Reproduce all the lines below exactly and omit the images.

--- Dataset extract ---

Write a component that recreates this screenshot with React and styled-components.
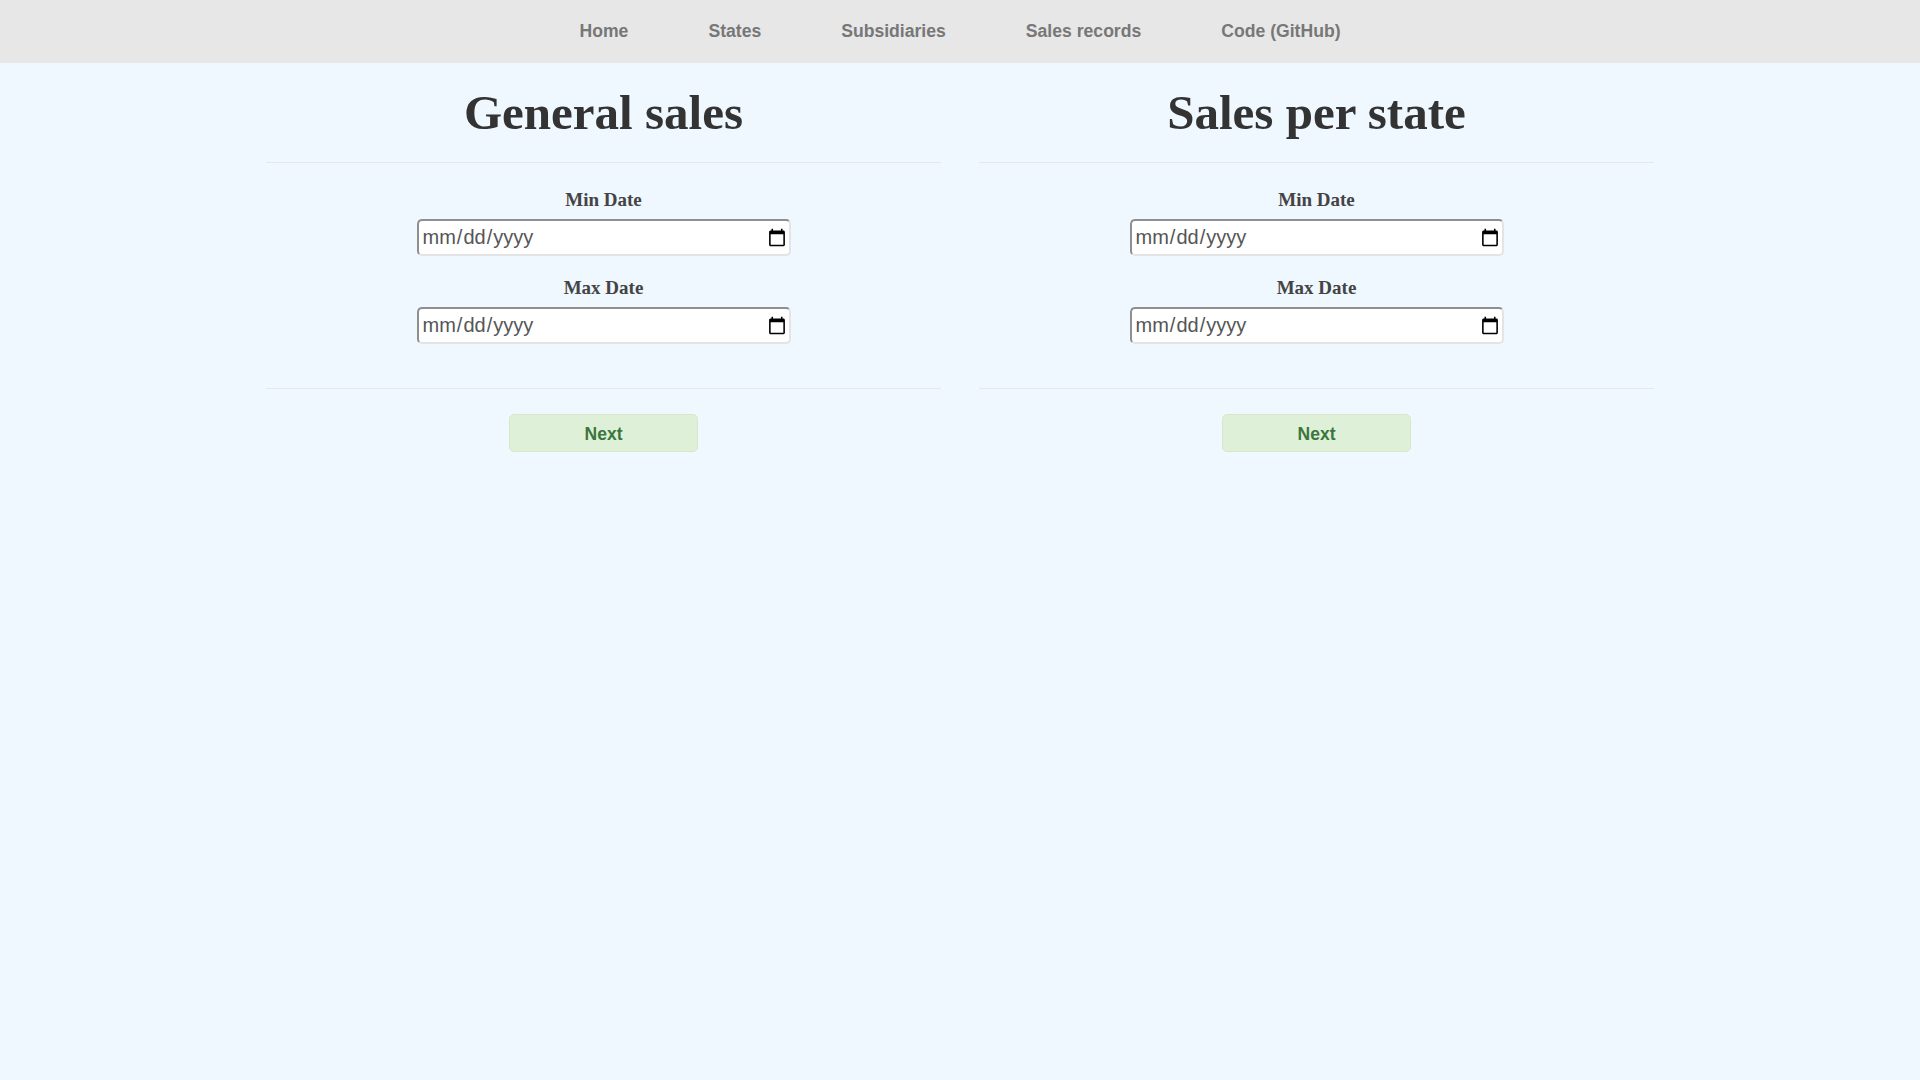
import React from "react";
import styled, { createGlobalStyle } from "styled-components";

const Global = createGlobalStyle`
  html, body { margin: 0; padding: 0; background: #eff7ff; }
  body { font-family: "Liberation Sans", Arial, sans-serif; min-height: 100vh; }
  * { box-sizing: border-box; }
`;

const NavBar = styled.nav`
  height: 63px;
  padding-bottom: 2px;
  background: #e7e7e7;
  display: flex;
  justify-content: center;
  align-items: center;
`;

const NavLink = styled.a`
  padding: 0 40px;
  font-family: "Liberation Sans", Arial, sans-serif;
  font-weight: 700;
  font-size: 17.6px;
  color: #777;
  text-decoration: none;
  line-height: 20px;
`;

const Main = styled.main`
  width: 1388px;
  margin: 0 auto;
  display: grid;
  grid-template-columns: 1fr 1fr;
  column-gap: 38px;
`;

const Column = styled.section`
  display: flex;
  flex-direction: column;
  align-items: stretch;
`;

const Title = styled.h1`
  margin: 20px 0 19px;
  font-family: "Liberation Serif", "Times New Roman", serif;
  font-weight: 700;
  font-size: 49px;
  line-height: 60px;
  color: #333;
  text-align: center;
`;

const Divider = styled.hr`
  margin: 0;
  border: 0;
  height: 1px;
  background: #e4e8ea;
  width: 100%;
`;

const Form = styled.div`
  display: flex;
  flex-direction: column;
  align-items: center;
  padding: 27px 0 44px;
`;

const Label = styled.label`
  font-family: "Liberation Serif", "Times New Roman", serif;
  font-weight: 700;
  font-size: 19px;
  line-height: 20px;
  color: #444;
  margin-top: ${(p) => (p.$first ? "0" : "22px")};
`;

const DateInput = styled.input`
  margin-top: 9px;
  width: 374px;
  height: 37px;
  padding: 0 0 0 3px;
  font-family: "Liberation Sans", Arial, sans-serif;
  font-size: 20px;
  color: #555;
  background: #fff;
  border: 2px solid;
  border-color: #8f8f8f #e4e4e4 #e4e4e4 #8f8f8f;
  border-radius: 5px;
  outline: none;
`;

const ButtonRow = styled.div`
  display: flex;
  justify-content: center;
  padding-top: 25px;
`;

const NextButton = styled.button`
  width: 189px;
  height: 38px;
  padding: 3px 0 0;
  background: #dff0d8;
  border: 1px solid #d6e9c6;
  border-radius: 5px;
  color: #3c763d;
  font-family: "Liberation Sans", Arial, sans-serif;
  font-weight: 700;
  font-size: 17.5px;
  cursor: pointer;
`;

function Panel({ title }) {
  return (
    <Column>
      <Title>{title}</Title>
      <Divider />
      <Form>
        <Label $first>Min Date</Label>
        <DateInput type="date" />
        <Label>Max Date</Label>
        <DateInput type="date" />
      </Form>
      <Divider />
      <ButtonRow>
        <NextButton>Next</NextButton>
      </ButtonRow>
    </Column>
  );
}

export default function App() {
  return (
    <>
      <Global />
      <NavBar>
        <NavLink href="#">Home</NavLink>
        <NavLink href="#">States</NavLink>
        <NavLink href="#">Subsidiaries</NavLink>
        <NavLink href="#">Sales records</NavLink>
        <NavLink href="#">Code (GitHub)</NavLink>
      </NavBar>
      <Main>
        <Panel title="General sales" />
        <Panel title="Sales per state" />
      </Main>
    </>
  );
}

---

■ **Finished exercise**:
Write a component that recreates this screenshot with React and styled-components.
import React from "react";
import styled, { createGlobalStyle } from "styled-components";

const Global = createGlobalStyle`
  html, body { margin: 0; padding: 0; background: #eff7ff; }
  body { font-family: "Liberation Sans", Arial, sans-serif; min-height: 100vh; }
  * { box-sizing: border-box; }
`;

const NavBar = styled.nav`
  height: 63px;
  padding-bottom: 2px;
  background: #e7e7e7;
  display: flex;
  justify-content: center;
  align-items: center;
`;

const NavLink = styled.a`
  padding: 0 40px;
  font-family: "Liberation Sans", Arial, sans-serif;
  font-weight: 700;
  font-size: 17.6px;
  color: #777;
  text-decoration: none;
  line-height: 20px;
`;

const Main = styled.main`
  width: 1388px;
  margin: 0 auto;
  display: grid;
  grid-template-columns: 1fr 1fr;
  column-gap: 38px;
`;

const Column = styled.section`
  display: flex;
  flex-direction: column;
  align-items: stretch;
`;

const Title = styled.h1`
  margin: 20px 0 19px;
  font-family: "Liberation Serif", "Times New Roman", serif;
  font-weight: 700;
  font-size: 49px;
  line-height: 60px;
  color: #333;
  text-align: center;
`;

const Divider = styled.hr`
  margin: 0;
  border: 0;
  height: 1px;
  background: #e4e8ea;
  width: 100%;
`;

const Form = styled.div`
  display: flex;
  flex-direction: column;
  align-items: center;
  padding: 27px 0 44px;
`;

const Label = styled.label`
  font-family: "Liberation Serif", "Times New Roman", serif;
  font-weight: 700;
  font-size: 19px;
  line-height: 20px;
  color: #444;
  margin-top: ${(p) => (p.$first ? "0" : "22px")};
`;

const DateInput = styled.input`
  margin-top: 9px;
  width: 374px;
  height: 37px;
  padding: 0 0 0 3px;
  font-family: "Liberation Sans", Arial, sans-serif;
  font-size: 20px;
  color: #555;
  background: #fff;
  border: 2px solid;
  border-color: #8f8f8f #e4e4e4 #e4e4e4 #8f8f8f;
  border-radius: 5px;
  outline: none;
`;

const ButtonRow = styled.div`
  display: flex;
  justify-content: center;
  padding-top: 25px;
`;

const NextButton = styled.button`
  width: 189px;
  height: 38px;
  padding: 3px 0 0;
  background: #dff0d8;
  border: 1px solid #d6e9c6;
  border-radius: 5px;
  color: #3c763d;
  font-family: "Liberation Sans", Arial, sans-serif;
  font-weight: 700;
  font-size: 17.5px;
  cursor: pointer;
`;

function Panel({ title }) {
  return (
    <Column>
      <Title>{title}</Title>
      <Divider />
      <Form>
        <Label $first>Min Date</Label>
        <DateInput type="date" />
        <Label>Max Date</Label>
        <DateInput type="date" />
      </Form>
      <Divider />
      <ButtonRow>
        <NextButton>Next</NextButton>
      </ButtonRow>
    </Column>
  );
}

export default function App() {
  return (
    <>
      <Global />
      <NavBar>
        <NavLink href="#">Home</NavLink>
        <NavLink href="#">States</NavLink>
        <NavLink href="#">Subsidiaries</NavLink>
        <NavLink href="#">Sales records</NavLink>
        <NavLink href="#">Code (GitHub)</NavLink>
      </NavBar>
      <Main>
        <Panel title="General sales" />
        <Panel title="Sales per state" />
      </Main>
    </>
  );
}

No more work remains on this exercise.